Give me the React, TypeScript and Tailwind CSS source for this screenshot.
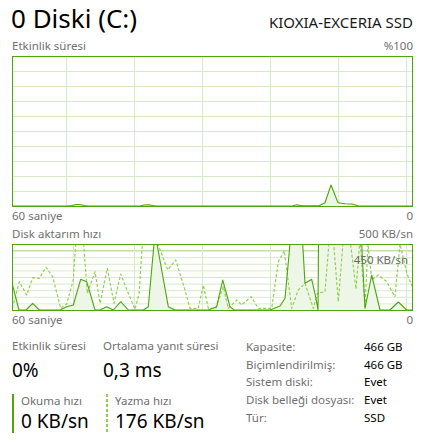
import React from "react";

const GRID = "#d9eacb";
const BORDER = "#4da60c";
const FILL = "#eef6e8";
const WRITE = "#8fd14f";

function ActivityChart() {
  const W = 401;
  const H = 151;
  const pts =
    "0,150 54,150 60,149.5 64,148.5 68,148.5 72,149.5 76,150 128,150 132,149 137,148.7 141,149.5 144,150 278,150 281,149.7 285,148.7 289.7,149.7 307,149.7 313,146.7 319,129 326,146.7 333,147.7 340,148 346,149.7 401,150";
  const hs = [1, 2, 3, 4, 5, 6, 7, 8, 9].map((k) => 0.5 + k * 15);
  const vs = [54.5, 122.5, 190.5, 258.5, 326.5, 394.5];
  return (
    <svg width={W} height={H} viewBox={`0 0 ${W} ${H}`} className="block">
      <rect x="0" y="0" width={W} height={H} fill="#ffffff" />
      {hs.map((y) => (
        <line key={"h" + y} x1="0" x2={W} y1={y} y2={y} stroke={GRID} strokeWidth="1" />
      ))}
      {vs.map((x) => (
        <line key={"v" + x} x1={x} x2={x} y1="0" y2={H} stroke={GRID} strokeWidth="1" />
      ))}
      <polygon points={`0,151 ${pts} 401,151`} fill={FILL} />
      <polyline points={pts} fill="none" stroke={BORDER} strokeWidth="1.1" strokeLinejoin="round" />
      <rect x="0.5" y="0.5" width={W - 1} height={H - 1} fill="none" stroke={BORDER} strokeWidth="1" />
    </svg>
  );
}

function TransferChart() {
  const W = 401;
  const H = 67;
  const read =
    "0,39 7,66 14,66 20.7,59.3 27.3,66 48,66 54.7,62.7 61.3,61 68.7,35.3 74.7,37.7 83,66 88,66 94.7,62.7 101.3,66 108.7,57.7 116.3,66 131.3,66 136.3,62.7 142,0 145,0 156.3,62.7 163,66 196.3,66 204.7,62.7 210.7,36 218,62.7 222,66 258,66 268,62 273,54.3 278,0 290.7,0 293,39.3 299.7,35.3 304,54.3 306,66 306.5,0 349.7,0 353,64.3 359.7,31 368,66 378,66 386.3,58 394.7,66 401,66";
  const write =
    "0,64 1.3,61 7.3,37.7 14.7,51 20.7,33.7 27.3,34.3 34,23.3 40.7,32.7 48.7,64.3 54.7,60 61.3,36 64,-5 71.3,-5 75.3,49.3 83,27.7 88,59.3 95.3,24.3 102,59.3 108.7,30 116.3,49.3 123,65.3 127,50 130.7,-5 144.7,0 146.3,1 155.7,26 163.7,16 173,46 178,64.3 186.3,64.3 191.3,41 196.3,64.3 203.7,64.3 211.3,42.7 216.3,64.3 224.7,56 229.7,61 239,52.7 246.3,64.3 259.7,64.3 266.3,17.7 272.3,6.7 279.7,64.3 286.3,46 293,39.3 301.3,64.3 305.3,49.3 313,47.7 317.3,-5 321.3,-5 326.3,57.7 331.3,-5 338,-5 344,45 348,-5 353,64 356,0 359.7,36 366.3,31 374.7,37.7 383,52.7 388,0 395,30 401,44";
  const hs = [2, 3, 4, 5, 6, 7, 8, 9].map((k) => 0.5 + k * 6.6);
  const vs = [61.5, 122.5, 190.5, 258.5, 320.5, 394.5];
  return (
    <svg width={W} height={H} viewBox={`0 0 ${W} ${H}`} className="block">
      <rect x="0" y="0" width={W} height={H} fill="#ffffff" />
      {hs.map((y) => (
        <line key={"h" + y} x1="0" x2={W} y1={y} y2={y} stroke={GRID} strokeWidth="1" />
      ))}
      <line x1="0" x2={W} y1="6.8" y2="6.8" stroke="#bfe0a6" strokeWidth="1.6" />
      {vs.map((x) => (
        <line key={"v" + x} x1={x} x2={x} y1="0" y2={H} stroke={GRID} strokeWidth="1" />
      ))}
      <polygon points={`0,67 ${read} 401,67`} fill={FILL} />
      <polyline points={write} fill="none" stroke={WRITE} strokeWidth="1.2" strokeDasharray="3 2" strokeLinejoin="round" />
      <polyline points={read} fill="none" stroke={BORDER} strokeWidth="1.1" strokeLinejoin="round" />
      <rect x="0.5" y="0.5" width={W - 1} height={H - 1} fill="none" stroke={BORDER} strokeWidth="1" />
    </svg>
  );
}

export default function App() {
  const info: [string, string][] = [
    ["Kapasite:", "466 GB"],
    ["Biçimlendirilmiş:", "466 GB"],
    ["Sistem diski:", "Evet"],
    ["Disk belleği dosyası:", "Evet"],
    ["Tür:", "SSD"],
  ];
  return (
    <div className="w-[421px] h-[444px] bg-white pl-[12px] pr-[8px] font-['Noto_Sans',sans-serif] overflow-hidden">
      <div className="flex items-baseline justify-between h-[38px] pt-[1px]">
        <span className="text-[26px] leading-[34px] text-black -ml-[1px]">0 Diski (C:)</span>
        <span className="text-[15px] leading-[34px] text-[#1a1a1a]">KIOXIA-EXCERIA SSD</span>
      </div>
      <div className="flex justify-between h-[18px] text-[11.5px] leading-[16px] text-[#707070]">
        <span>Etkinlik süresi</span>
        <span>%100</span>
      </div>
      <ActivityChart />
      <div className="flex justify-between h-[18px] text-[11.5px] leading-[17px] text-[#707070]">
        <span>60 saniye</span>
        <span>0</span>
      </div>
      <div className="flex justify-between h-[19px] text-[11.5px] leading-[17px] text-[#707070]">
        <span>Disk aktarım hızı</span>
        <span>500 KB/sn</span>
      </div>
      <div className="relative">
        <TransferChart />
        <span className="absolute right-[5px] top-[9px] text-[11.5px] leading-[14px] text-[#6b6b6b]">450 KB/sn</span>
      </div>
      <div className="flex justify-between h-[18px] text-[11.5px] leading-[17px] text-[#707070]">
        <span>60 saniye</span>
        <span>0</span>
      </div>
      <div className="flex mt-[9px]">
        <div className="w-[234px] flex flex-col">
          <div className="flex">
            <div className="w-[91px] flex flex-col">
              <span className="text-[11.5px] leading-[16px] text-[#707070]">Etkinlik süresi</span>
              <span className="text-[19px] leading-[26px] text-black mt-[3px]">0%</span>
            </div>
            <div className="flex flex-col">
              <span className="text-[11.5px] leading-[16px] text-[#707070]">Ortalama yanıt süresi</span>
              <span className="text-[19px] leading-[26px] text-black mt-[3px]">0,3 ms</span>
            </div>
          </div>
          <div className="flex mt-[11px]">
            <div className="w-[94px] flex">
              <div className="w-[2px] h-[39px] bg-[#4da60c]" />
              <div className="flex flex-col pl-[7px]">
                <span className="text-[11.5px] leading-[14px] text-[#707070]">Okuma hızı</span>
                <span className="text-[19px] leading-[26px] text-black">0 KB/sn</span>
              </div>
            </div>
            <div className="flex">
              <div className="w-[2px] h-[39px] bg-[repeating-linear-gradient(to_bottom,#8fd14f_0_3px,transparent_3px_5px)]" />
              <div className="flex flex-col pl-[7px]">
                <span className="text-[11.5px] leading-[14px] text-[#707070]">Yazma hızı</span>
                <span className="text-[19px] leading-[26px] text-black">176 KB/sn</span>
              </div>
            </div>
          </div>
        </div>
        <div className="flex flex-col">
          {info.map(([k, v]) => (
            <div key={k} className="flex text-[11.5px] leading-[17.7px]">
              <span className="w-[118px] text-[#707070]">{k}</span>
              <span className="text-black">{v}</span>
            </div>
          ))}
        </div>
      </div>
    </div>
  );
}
^^^^
Problem statement:
Reproduce the listing exactly. Leave its pictures out.

Exercise solution:
Give me the React, TypeScript and Tailwind CSS source for this screenshot.
import React from "react";

const GRID = "#d9eacb";
const BORDER = "#4da60c";
const FILL = "#eef6e8";
const WRITE = "#8fd14f";

function ActivityChart() {
  const W = 401;
  const H = 151;
  const pts =
    "0,150 54,150 60,149.5 64,148.5 68,148.5 72,149.5 76,150 128,150 132,149 137,148.7 141,149.5 144,150 278,150 281,149.7 285,148.7 289.7,149.7 307,149.7 313,146.7 319,129 326,146.7 333,147.7 340,148 346,149.7 401,150";
  const hs = [1, 2, 3, 4, 5, 6, 7, 8, 9].map((k) => 0.5 + k * 15);
  const vs = [54.5, 122.5, 190.5, 258.5, 326.5, 394.5];
  return (
    <svg width={W} height={H} viewBox={`0 0 ${W} ${H}`} className="block">
      <rect x="0" y="0" width={W} height={H} fill="#ffffff" />
      {hs.map((y) => (
        <line key={"h" + y} x1="0" x2={W} y1={y} y2={y} stroke={GRID} strokeWidth="1" />
      ))}
      {vs.map((x) => (
        <line key={"v" + x} x1={x} x2={x} y1="0" y2={H} stroke={GRID} strokeWidth="1" />
      ))}
      <polygon points={`0,151 ${pts} 401,151`} fill={FILL} />
      <polyline points={pts} fill="none" stroke={BORDER} strokeWidth="1.1" strokeLinejoin="round" />
      <rect x="0.5" y="0.5" width={W - 1} height={H - 1} fill="none" stroke={BORDER} strokeWidth="1" />
    </svg>
  );
}

function TransferChart() {
  const W = 401;
  const H = 67;
  const read =
    "0,39 7,66 14,66 20.7,59.3 27.3,66 48,66 54.7,62.7 61.3,61 68.7,35.3 74.7,37.7 83,66 88,66 94.7,62.7 101.3,66 108.7,57.7 116.3,66 131.3,66 136.3,62.7 142,0 145,0 156.3,62.7 163,66 196.3,66 204.7,62.7 210.7,36 218,62.7 222,66 258,66 268,62 273,54.3 278,0 290.7,0 293,39.3 299.7,35.3 304,54.3 306,66 306.5,0 349.7,0 353,64.3 359.7,31 368,66 378,66 386.3,58 394.7,66 401,66";
  const write =
    "0,64 1.3,61 7.3,37.7 14.7,51 20.7,33.7 27.3,34.3 34,23.3 40.7,32.7 48.7,64.3 54.7,60 61.3,36 64,-5 71.3,-5 75.3,49.3 83,27.7 88,59.3 95.3,24.3 102,59.3 108.7,30 116.3,49.3 123,65.3 127,50 130.7,-5 144.7,0 146.3,1 155.7,26 163.7,16 173,46 178,64.3 186.3,64.3 191.3,41 196.3,64.3 203.7,64.3 211.3,42.7 216.3,64.3 224.7,56 229.7,61 239,52.7 246.3,64.3 259.7,64.3 266.3,17.7 272.3,6.7 279.7,64.3 286.3,46 293,39.3 301.3,64.3 305.3,49.3 313,47.7 317.3,-5 321.3,-5 326.3,57.7 331.3,-5 338,-5 344,45 348,-5 353,64 356,0 359.7,36 366.3,31 374.7,37.7 383,52.7 388,0 395,30 401,44";
  const hs = [2, 3, 4, 5, 6, 7, 8, 9].map((k) => 0.5 + k * 6.6);
  const vs = [61.5, 122.5, 190.5, 258.5, 320.5, 394.5];
  return (
    <svg width={W} height={H} viewBox={`0 0 ${W} ${H}`} className="block">
      <rect x="0" y="0" width={W} height={H} fill="#ffffff" />
      {hs.map((y) => (
        <line key={"h" + y} x1="0" x2={W} y1={y} y2={y} stroke={GRID} strokeWidth="1" />
      ))}
      <line x1="0" x2={W} y1="6.8" y2="6.8" stroke="#bfe0a6" strokeWidth="1.6" />
      {vs.map((x) => (
        <line key={"v" + x} x1={x} x2={x} y1="0" y2={H} stroke={GRID} strokeWidth="1" />
      ))}
      <polygon points={`0,67 ${read} 401,67`} fill={FILL} />
      <polyline points={write} fill="none" stroke={WRITE} strokeWidth="1.2" strokeDasharray="3 2" strokeLinejoin="round" />
      <polyline points={read} fill="none" stroke={BORDER} strokeWidth="1.1" strokeLinejoin="round" />
      <rect x="0.5" y="0.5" width={W - 1} height={H - 1} fill="none" stroke={BORDER} strokeWidth="1" />
    </svg>
  );
}

export default function App() {
  const info: [string, string][] = [
    ["Kapasite:", "466 GB"],
    ["Biçimlendirilmiş:", "466 GB"],
    ["Sistem diski:", "Evet"],
    ["Disk belleği dosyası:", "Evet"],
    ["Tür:", "SSD"],
  ];
  return (
    <div className="w-[421px] h-[444px] bg-white pl-[12px] pr-[8px] font-['Noto_Sans',sans-serif] overflow-hidden">
      <div className="flex items-baseline justify-between h-[38px] pt-[1px]">
        <span className="text-[26px] leading-[34px] text-black -ml-[1px]">0 Diski (C:)</span>
        <span className="text-[15px] leading-[34px] text-[#1a1a1a]">KIOXIA-EXCERIA SSD</span>
      </div>
      <div className="flex justify-between h-[18px] text-[11.5px] leading-[16px] text-[#707070]">
        <span>Etkinlik süresi</span>
        <span>%100</span>
      </div>
      <ActivityChart />
      <div className="flex justify-between h-[18px] text-[11.5px] leading-[17px] text-[#707070]">
        <span>60 saniye</span>
        <span>0</span>
      </div>
      <div className="flex justify-between h-[19px] text-[11.5px] leading-[17px] text-[#707070]">
        <span>Disk aktarım hızı</span>
        <span>500 KB/sn</span>
      </div>
      <div className="relative">
        <TransferChart />
        <span className="absolute right-[5px] top-[9px] text-[11.5px] leading-[14px] text-[#6b6b6b]">450 KB/sn</span>
      </div>
      <div className="flex justify-between h-[18px] text-[11.5px] leading-[17px] text-[#707070]">
        <span>60 saniye</span>
        <span>0</span>
      </div>
      <div className="flex mt-[9px]">
        <div className="w-[234px] flex flex-col">
          <div className="flex">
            <div className="w-[91px] flex flex-col">
              <span className="text-[11.5px] leading-[16px] text-[#707070]">Etkinlik süresi</span>
              <span className="text-[19px] leading-[26px] text-black mt-[3px]">0%</span>
            </div>
            <div className="flex flex-col">
              <span className="text-[11.5px] leading-[16px] text-[#707070]">Ortalama yanıt süresi</span>
              <span className="text-[19px] leading-[26px] text-black mt-[3px]">0,3 ms</span>
            </div>
          </div>
          <div className="flex mt-[11px]">
            <div className="w-[94px] flex">
              <div className="w-[2px] h-[39px] bg-[#4da60c]" />
              <div className="flex flex-col pl-[7px]">
                <span className="text-[11.5px] leading-[14px] text-[#707070]">Okuma hızı</span>
                <span className="text-[19px] leading-[26px] text-black">0 KB/sn</span>
              </div>
            </div>
            <div className="flex">
              <div className="w-[2px] h-[39px] bg-[repeating-linear-gradient(to_bottom,#8fd14f_0_3px,transparent_3px_5px)]" />
              <div className="flex flex-col pl-[7px]">
                <span className="text-[11.5px] leading-[14px] text-[#707070]">Yazma hızı</span>
                <span className="text-[19px] leading-[26px] text-black">176 KB/sn</span>
              </div>
            </div>
          </div>
        </div>
        <div className="flex flex-col">
          {info.map(([k, v]) => (
            <div key={k} className="flex text-[11.5px] leading-[17.7px]">
              <span className="w-[118px] text-[#707070]">{k}</span>
              <span className="text-black">{v}</span>
            </div>
          ))}
        </div>
      </div>
    </div>
  );
}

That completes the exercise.